◆ What you should do
Restate the material word for word and leave out anything that is a picture.
· · · · ·
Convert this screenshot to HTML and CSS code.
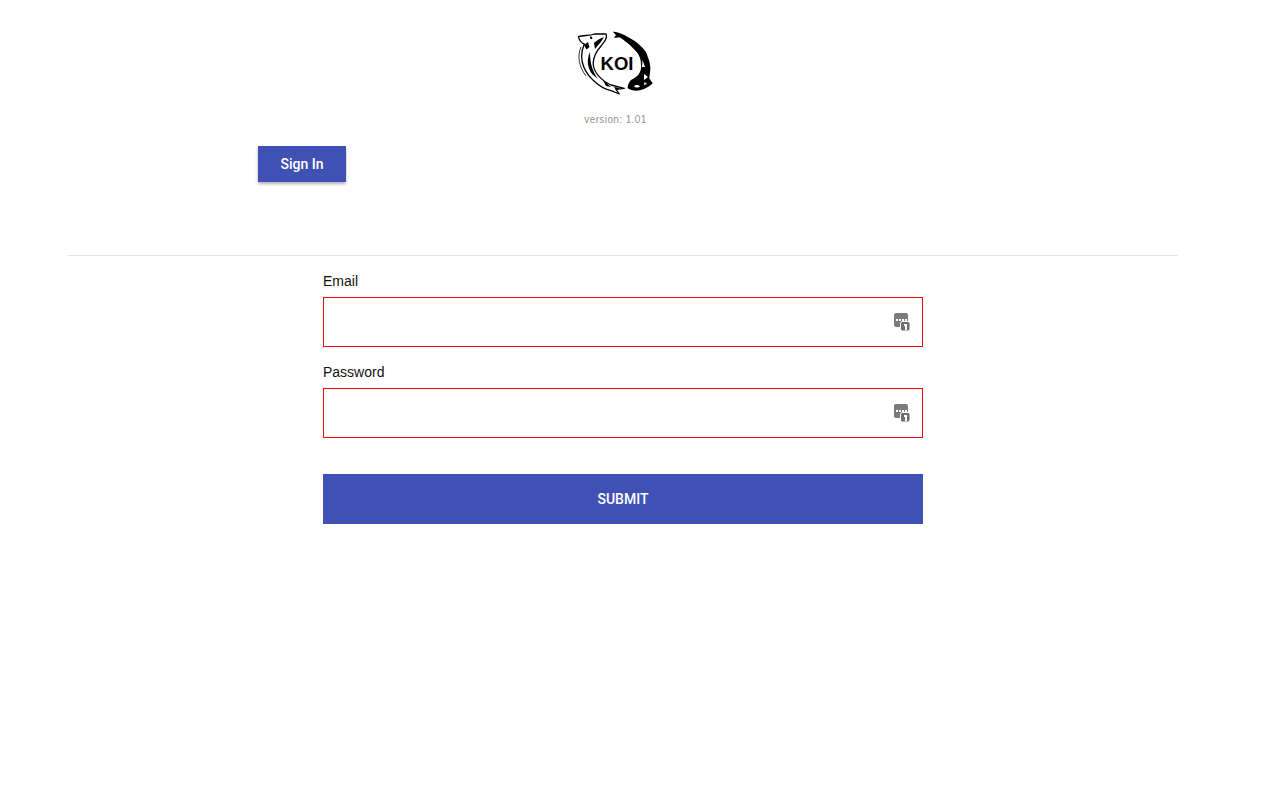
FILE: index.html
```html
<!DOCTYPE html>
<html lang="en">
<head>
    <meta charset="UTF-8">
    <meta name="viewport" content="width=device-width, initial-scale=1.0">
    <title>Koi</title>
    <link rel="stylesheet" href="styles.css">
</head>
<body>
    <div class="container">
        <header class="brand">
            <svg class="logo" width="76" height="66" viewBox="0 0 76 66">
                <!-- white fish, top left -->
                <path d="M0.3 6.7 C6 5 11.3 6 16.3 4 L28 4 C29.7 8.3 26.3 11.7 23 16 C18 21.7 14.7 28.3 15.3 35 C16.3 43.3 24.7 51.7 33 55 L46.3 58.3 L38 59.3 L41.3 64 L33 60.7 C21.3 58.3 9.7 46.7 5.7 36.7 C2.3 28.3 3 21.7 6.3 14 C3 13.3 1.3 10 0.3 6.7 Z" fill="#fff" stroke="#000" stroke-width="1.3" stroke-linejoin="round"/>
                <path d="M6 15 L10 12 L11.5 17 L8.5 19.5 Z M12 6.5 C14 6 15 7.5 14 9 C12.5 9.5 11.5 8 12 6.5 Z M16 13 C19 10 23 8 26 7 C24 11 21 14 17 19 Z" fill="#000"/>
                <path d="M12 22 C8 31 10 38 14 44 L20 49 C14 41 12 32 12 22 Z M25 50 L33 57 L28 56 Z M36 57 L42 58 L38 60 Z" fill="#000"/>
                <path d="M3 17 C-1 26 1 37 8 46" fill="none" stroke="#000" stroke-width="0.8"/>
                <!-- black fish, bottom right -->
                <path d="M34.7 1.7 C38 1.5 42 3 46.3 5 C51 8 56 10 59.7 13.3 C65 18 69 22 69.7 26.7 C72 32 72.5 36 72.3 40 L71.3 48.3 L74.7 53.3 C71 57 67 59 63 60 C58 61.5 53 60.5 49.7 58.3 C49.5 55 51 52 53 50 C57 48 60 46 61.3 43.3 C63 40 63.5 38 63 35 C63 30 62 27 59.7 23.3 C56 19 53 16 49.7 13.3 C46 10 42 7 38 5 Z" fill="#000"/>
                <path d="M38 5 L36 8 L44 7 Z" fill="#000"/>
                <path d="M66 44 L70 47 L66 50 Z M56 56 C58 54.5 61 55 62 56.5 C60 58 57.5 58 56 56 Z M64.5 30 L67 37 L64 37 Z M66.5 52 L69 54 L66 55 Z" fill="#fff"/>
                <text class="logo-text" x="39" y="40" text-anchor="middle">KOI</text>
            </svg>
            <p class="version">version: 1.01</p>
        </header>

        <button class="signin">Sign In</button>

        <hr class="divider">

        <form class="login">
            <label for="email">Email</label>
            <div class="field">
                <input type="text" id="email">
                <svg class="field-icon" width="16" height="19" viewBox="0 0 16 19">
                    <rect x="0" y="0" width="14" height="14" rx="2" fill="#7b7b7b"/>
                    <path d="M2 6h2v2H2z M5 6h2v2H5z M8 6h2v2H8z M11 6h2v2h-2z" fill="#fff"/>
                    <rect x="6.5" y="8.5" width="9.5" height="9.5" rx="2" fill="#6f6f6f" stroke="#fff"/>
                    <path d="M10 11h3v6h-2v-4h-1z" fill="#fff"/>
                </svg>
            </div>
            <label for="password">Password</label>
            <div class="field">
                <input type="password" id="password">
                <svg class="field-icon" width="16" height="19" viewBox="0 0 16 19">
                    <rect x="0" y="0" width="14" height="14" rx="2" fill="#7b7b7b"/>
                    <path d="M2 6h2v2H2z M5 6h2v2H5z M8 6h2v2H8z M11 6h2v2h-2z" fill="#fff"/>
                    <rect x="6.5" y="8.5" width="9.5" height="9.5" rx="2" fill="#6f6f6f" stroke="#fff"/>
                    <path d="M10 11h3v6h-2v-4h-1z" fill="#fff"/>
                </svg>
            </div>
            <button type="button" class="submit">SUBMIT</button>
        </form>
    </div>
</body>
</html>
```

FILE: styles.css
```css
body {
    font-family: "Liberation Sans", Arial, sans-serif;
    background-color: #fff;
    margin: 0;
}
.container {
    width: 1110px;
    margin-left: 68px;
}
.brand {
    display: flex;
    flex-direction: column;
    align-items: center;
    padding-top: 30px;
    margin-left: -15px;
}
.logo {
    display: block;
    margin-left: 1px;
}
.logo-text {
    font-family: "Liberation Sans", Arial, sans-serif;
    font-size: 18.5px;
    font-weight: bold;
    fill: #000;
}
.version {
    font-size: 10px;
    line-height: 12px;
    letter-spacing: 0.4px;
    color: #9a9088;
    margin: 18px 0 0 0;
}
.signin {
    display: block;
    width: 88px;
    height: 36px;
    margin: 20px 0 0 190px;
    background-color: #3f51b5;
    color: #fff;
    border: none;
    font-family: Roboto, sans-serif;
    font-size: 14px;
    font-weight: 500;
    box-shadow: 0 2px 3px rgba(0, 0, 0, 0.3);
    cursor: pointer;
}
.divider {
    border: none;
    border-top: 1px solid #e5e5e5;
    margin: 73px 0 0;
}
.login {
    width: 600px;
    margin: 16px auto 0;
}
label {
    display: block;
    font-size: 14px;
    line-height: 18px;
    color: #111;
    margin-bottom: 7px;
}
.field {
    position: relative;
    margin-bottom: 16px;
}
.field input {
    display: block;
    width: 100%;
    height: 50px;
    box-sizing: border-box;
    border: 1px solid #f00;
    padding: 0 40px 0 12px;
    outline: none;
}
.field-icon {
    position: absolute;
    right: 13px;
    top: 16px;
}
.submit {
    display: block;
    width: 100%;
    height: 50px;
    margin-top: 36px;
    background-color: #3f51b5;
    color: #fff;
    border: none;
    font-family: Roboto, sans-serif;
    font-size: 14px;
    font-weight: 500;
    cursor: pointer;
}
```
· · · · ·
◆ Right answer
Convert this screenshot to HTML and CSS code.
FILE: index.html
```html
<!DOCTYPE html>
<html lang="en">
<head>
    <meta charset="UTF-8">
    <meta name="viewport" content="width=device-width, initial-scale=1.0">
    <title>Koi</title>
    <link rel="stylesheet" href="styles.css">
</head>
<body>
    <div class="container">
        <header class="brand">
            <svg class="logo" width="76" height="66" viewBox="0 0 76 66">
                <!-- white fish, top left -->
                <path d="M0.3 6.7 C6 5 11.3 6 16.3 4 L28 4 C29.7 8.3 26.3 11.7 23 16 C18 21.7 14.7 28.3 15.3 35 C16.3 43.3 24.7 51.7 33 55 L46.3 58.3 L38 59.3 L41.3 64 L33 60.7 C21.3 58.3 9.7 46.7 5.7 36.7 C2.3 28.3 3 21.7 6.3 14 C3 13.3 1.3 10 0.3 6.7 Z" fill="#fff" stroke="#000" stroke-width="1.3" stroke-linejoin="round"/>
                <path d="M6 15 L10 12 L11.5 17 L8.5 19.5 Z M12 6.5 C14 6 15 7.5 14 9 C12.5 9.5 11.5 8 12 6.5 Z M16 13 C19 10 23 8 26 7 C24 11 21 14 17 19 Z" fill="#000"/>
                <path d="M12 22 C8 31 10 38 14 44 L20 49 C14 41 12 32 12 22 Z M25 50 L33 57 L28 56 Z M36 57 L42 58 L38 60 Z" fill="#000"/>
                <path d="M3 17 C-1 26 1 37 8 46" fill="none" stroke="#000" stroke-width="0.8"/>
                <!-- black fish, bottom right -->
                <path d="M34.7 1.7 C38 1.5 42 3 46.3 5 C51 8 56 10 59.7 13.3 C65 18 69 22 69.7 26.7 C72 32 72.5 36 72.3 40 L71.3 48.3 L74.7 53.3 C71 57 67 59 63 60 C58 61.5 53 60.5 49.7 58.3 C49.5 55 51 52 53 50 C57 48 60 46 61.3 43.3 C63 40 63.5 38 63 35 C63 30 62 27 59.7 23.3 C56 19 53 16 49.7 13.3 C46 10 42 7 38 5 Z" fill="#000"/>
                <path d="M38 5 L36 8 L44 7 Z" fill="#000"/>
                <path d="M66 44 L70 47 L66 50 Z M56 56 C58 54.5 61 55 62 56.5 C60 58 57.5 58 56 56 Z M64.5 30 L67 37 L64 37 Z M66.5 52 L69 54 L66 55 Z" fill="#fff"/>
                <text class="logo-text" x="39" y="40" text-anchor="middle">KOI</text>
            </svg>
            <p class="version">version: 1.01</p>
        </header>

        <button class="signin">Sign In</button>

        <hr class="divider">

        <form class="login">
            <label for="email">Email</label>
            <div class="field">
                <input type="text" id="email">
                <svg class="field-icon" width="16" height="19" viewBox="0 0 16 19">
                    <rect x="0" y="0" width="14" height="14" rx="2" fill="#7b7b7b"/>
                    <path d="M2 6h2v2H2z M5 6h2v2H5z M8 6h2v2H8z M11 6h2v2h-2z" fill="#fff"/>
                    <rect x="6.5" y="8.5" width="9.5" height="9.5" rx="2" fill="#6f6f6f" stroke="#fff"/>
                    <path d="M10 11h3v6h-2v-4h-1z" fill="#fff"/>
                </svg>
            </div>
            <label for="password">Password</label>
            <div class="field">
                <input type="password" id="password">
                <svg class="field-icon" width="16" height="19" viewBox="0 0 16 19">
                    <rect x="0" y="0" width="14" height="14" rx="2" fill="#7b7b7b"/>
                    <path d="M2 6h2v2H2z M5 6h2v2H5z M8 6h2v2H8z M11 6h2v2h-2z" fill="#fff"/>
                    <rect x="6.5" y="8.5" width="9.5" height="9.5" rx="2" fill="#6f6f6f" stroke="#fff"/>
                    <path d="M10 11h3v6h-2v-4h-1z" fill="#fff"/>
                </svg>
            </div>
            <button type="button" class="submit">SUBMIT</button>
        </form>
    </div>
</body>
</html>
```

FILE: styles.css
```css
body {
    font-family: "Liberation Sans", Arial, sans-serif;
    background-color: #fff;
    margin: 0;
}
.container {
    width: 1110px;
    margin-left: 68px;
}
.brand {
    display: flex;
    flex-direction: column;
    align-items: center;
    padding-top: 30px;
    margin-left: -15px;
}
.logo {
    display: block;
    margin-left: 1px;
}
.logo-text {
    font-family: "Liberation Sans", Arial, sans-serif;
    font-size: 18.5px;
    font-weight: bold;
    fill: #000;
}
.version {
    font-size: 10px;
    line-height: 12px;
    letter-spacing: 0.4px;
    color: #9a9088;
    margin: 18px 0 0 0;
}
.signin {
    display: block;
    width: 88px;
    height: 36px;
    margin: 20px 0 0 190px;
    background-color: #3f51b5;
    color: #fff;
    border: none;
    font-family: Roboto, sans-serif;
    font-size: 14px;
    font-weight: 500;
    box-shadow: 0 2px 3px rgba(0, 0, 0, 0.3);
    cursor: pointer;
}
.divider {
    border: none;
    border-top: 1px solid #e5e5e5;
    margin: 73px 0 0;
}
.login {
    width: 600px;
    margin: 16px auto 0;
}
label {
    display: block;
    font-size: 14px;
    line-height: 18px;
    color: #111;
    margin-bottom: 7px;
}
.field {
    position: relative;
    margin-bottom: 16px;
}
.field input {
    display: block;
    width: 100%;
    height: 50px;
    box-sizing: border-box;
    border: 1px solid #f00;
    padding: 0 40px 0 12px;
    outline: none;
}
.field-icon {
    position: absolute;
    right: 13px;
    top: 16px;
}
.submit {
    display: block;
    width: 100%;
    height: 50px;
    margin-top: 36px;
    background-color: #3f51b5;
    color: #fff;
    border: none;
    font-family: Roboto, sans-serif;
    font-size: 14px;
    font-weight: 500;
    cursor: pointer;
}
```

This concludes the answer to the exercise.